Amour toujours


Évangile selon saint Jean: 13
31 Après le lavement des pieds, au cours du dernier repas, quand Judas fut sorti, Jésus dit: […].
33 Petits enfants, c’est pour peu de temps que je suis encore avec vous. […].
34 Je vous donne un commandement nouveau: vous aimer les uns les autres; comme je vous ai aimés, aimez-vous les uns les autres.
35 À ceci tous reconnaîtront que vous êtes mes disciples: si vous avez de l’amour les uns pour les autres.
Un homme va vers sa mort. Il le sait. Il rassemble ses amis pour un dernier repas. À leur grande surprise, il commence par un geste: lui, le maître, lave les pieds de ses disciples, puis il leur demande de faire de même. Il poursuit par une parole que l’on peut considérer comme son testament. Il ne laisse ni or ni argent. Il ne laisse ni écrit, ni relique. Jésus laisse en héritage à ses disciples un commandement, exprimé par un impératif: aimer! Tel est son héritage et la mission qu’il donne. Il semblerait que le commandement donné par Jésus soit simple à accepter tant le désir d’aimer est inscrit dans notre cœur depuis l’enfance et se renouvelle à toutes les étapes de la vie. Force nous est de constater que ce n’est pas le cas et il me semble indispensable de nous demander pourquoi.
Il est clair qu’aimer est la chose la plus difficile qui soit, parce qu’aimer ce n’est pas seulement plaisir d’être ensemble et agrément de satisfaire ses désirs. Aimer est un acte qui s’adresse à un autre qui doit être reconnu comme autre, irréductiblement autre. Cette reconnaissance ne se fait pas sans qu’il faille déchirer la suffisance de son moi.

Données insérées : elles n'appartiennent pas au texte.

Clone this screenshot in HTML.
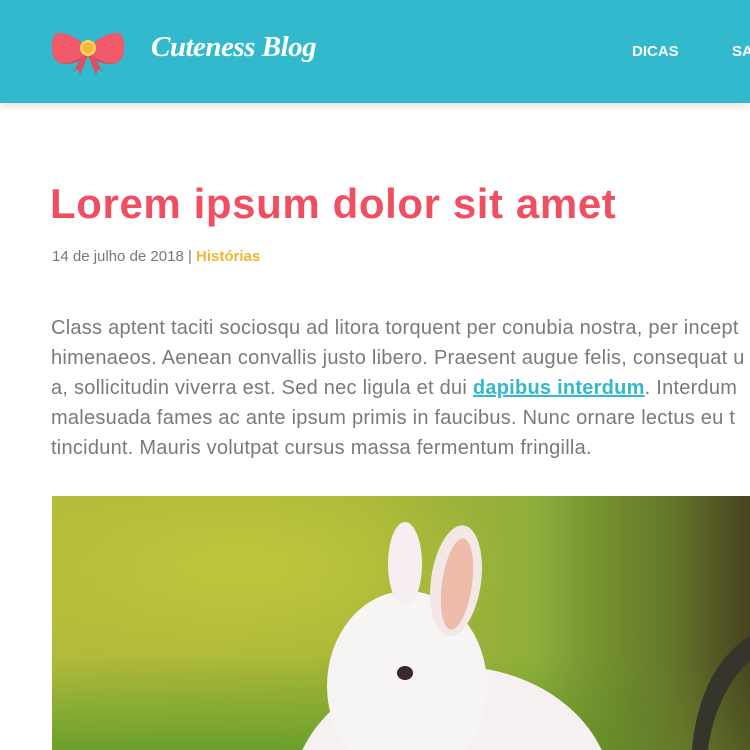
<!DOCTYPE html>
<html><head><meta charset="utf-8"><style>
*{margin:0;padding:0;box-sizing:border-box}
body{width:750px;height:750px;overflow:hidden;background:#fff;font-family:"Liberation Sans",sans-serif;position:relative}
.hdr{position:absolute;left:0;top:0;width:750px;height:103px;background:#32b9cd;box-shadow:0 3px 8px rgba(0,0,0,.12)}
.brand{position:absolute;left:151px;top:31px;color:#fff;font-family:"Liberation Serif",serif;font-style:italic;font-weight:bold;font-size:29px;letter-spacing:-.5px}
.nav{position:absolute;top:43px;color:#fff;font-weight:bold;font-size:15px}
h1{position:absolute;left:50px;top:180px;color:#ef4f61;font-size:42px;font-weight:bold;white-space:nowrap;letter-spacing:.6px}
.meta{position:absolute;left:52px;top:248px;font-size:15px;color:#777;white-space:nowrap}
.meta b{color:#f5b52e}
.txt{position:absolute;left:51px;top:313px;width:760px;font-size:20px;line-height:30px;color:#7a7a7a;white-space:nowrap;letter-spacing:.25px}
.txt a{color:#32b9cd;font-weight:bold;text-decoration:underline}
.img{position:absolute;left:52px;top:496px;width:698px;height:254px;overflow:hidden;background:linear-gradient(90deg,#b3bb3a 0%,#a9b63a 45%,#8fae3a 70%,#6a9a2a 88%,#4a5a22 100%)}
</style></head><body>
<div class="hdr">
<svg style="position:absolute;left:51px;top:28px" width="74" height="48" viewBox="0 0 74 48">
<path d="M37 20 C28 10 12 2 4 6 C-1 14 0 28 6 34 C16 38 28 32 37 24Z" fill="#ef5a6a"/>
<path d="M37 20 C46 10 62 2 70 6 C75 14 74 28 68 34 C58 38 46 32 37 24Z" fill="#ef5a6a"/>
<path d="M6 34 C16 38 28 32 37 24 L35 29 C26 36 14 38 6 34Z" fill="#d9485a"/>
<path d="M68 34 C58 38 46 32 37 24 L39 29 C48 36 60 38 68 34Z" fill="#d9485a"/>
<path d="M34 24 L22 44 L27 41 L29 47 L37 27Z" fill="#e04d5e"/>
<path d="M40 24 L52 44 L47 41 L45 47 L37 27Z" fill="#e04d5e"/>
<circle cx="37" cy="20" r="8" fill="#fcd35a"/><circle cx="37" cy="20" r="5.5" fill="#f5b83f"/>
</svg>
<div class="brand">Cuteness Blog</div>
<div class="nav" style="left:632px">DICAS</div>
<div class="nav" style="left:732px">SA</div>
</div>
<h1>Lorem ipsum dolor sit amet</h1>
<div class="meta">14 de julho de 2018 | <b>Histórias</b></div>
<div class="txt">Class aptent taciti sociosqu ad litora torquent per conubia nostra, per incept<br>himenaeos. Aenean convallis justo libero. Praesent augue felis, consequat u<br>a, sollicitudin viverra est. Sed nec ligula et dui <a>dapibus interdum</a>. Interdum<br>malesuada fames ac ante ipsum primis in faucibus. Nunc ornare lectus eu t<br>tincidunt. Mauris volutpat cursus massa fermentum fringilla.</div>
<div class="img">
<div style="position:absolute;left:0;top:0;width:698px;height:254px;background:radial-gradient(ellipse 260px 110px at 200px 70px,rgba(205,212,60,.55),transparent)"></div>
<div style="position:absolute;left:0;top:160px;width:698px;height:94px;background:linear-gradient(180deg,transparent,#6aa02c)"></div>
<div style="position:absolute;left:480px;top:0;width:218px;height:254px;background:linear-gradient(90deg,transparent,rgba(95,80,40,.5) 70%,rgba(70,60,30,.7))"></div>
<svg style="position:absolute;left:0;top:0" width="698" height="254">
<path d="M640 254 C645 200 665 160 698 140 L698 165 C675 185 660 220 656 254Z" fill="#35352c"/>
<ellipse cx="400" cy="300" rx="160" ry="130" fill="#f4f1f0"/>
<ellipse cx="355" cy="190" rx="80" ry="95" fill="#f7f5f4"/>
<ellipse cx="353" cy="68" rx="17" ry="42" fill="#f6eef0"/>
<ellipse cx="404" cy="85" rx="25" ry="56" transform="rotate(8 404 85)" fill="#f4e8e6"/>
<ellipse cx="405" cy="88" rx="15" ry="46" transform="rotate(8 405 88)" fill="#eebcaa"/>
<ellipse cx="353" cy="177" rx="8" ry="7" fill="#3c2630"/>
</svg>
</div>
</body></html>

Pour que se brise le cercle du moi où l’autre n’est que celui avec qui on partage des intérêts, il faut déchirer en soi plus que des habitudes et des égoïsmes. Pour que l’amour soit force il lui faut la présence au-delà des fonctions et des rôles sociaux. Il faut que tombent les masques pour que paraisse un visage. Aimer fait ainsi entrer dans la fragilité, car aimer c’est se rendre vulnérable.
Aimer ne va pas sans renoncement, ni déchirure et donc ne va pas sans souffrance. C’est un travail d’enfantement. Il me semble que c’est par peur de devoir accomplir cette métamorphose que beaucoup refusent d’aimer. Ils n’emploient le mot que comme un jeu qui n’engage pas. Aussi, faute de cet engagement, leurs plaisirs ne mènent qu’à l’indéfinie répétition qui lasse un cœur fait pour aimer en vérité.
Quand le jour de Pâques, Jésus retrouve ses disciples, ils peuvent voir sur son corps la marque de sa passion, celle d’un homme qui est allé au plus extrême de l’amour en donnant sa vie pour la gloire de son Père et pour ses frères en humanité. Il peut leur donner une fois encore le commandement d’aimer et dire «aimez-vous comme je vous ai aimés», dans la certitude qu’en le mettant en pratique ils participeront à la vraie vie qui est communion avec Dieu.
La parole entendue ce jour ne se limite pas au cercle des disciples. Il leur fixe une mission: donner au monde le témoignage de l’amour. La parole quitte le domaine de la sentimentalité pour désigner une responsabilité et une mission qui repose sur la justice et sur la rigueur de vie.
Telle est notre commune vocation, celle qui fait l’Église sainte. Pour cela, il faut quitter ses peurs, ses ignorances, ses préjugés, ses raideurs dogmatiques, ses égoïsmes et ses avantages. Il ne s’agit pas ici de valoriser la souffrance, mais bien de reconnaître que le maître mot de la création est l’amour.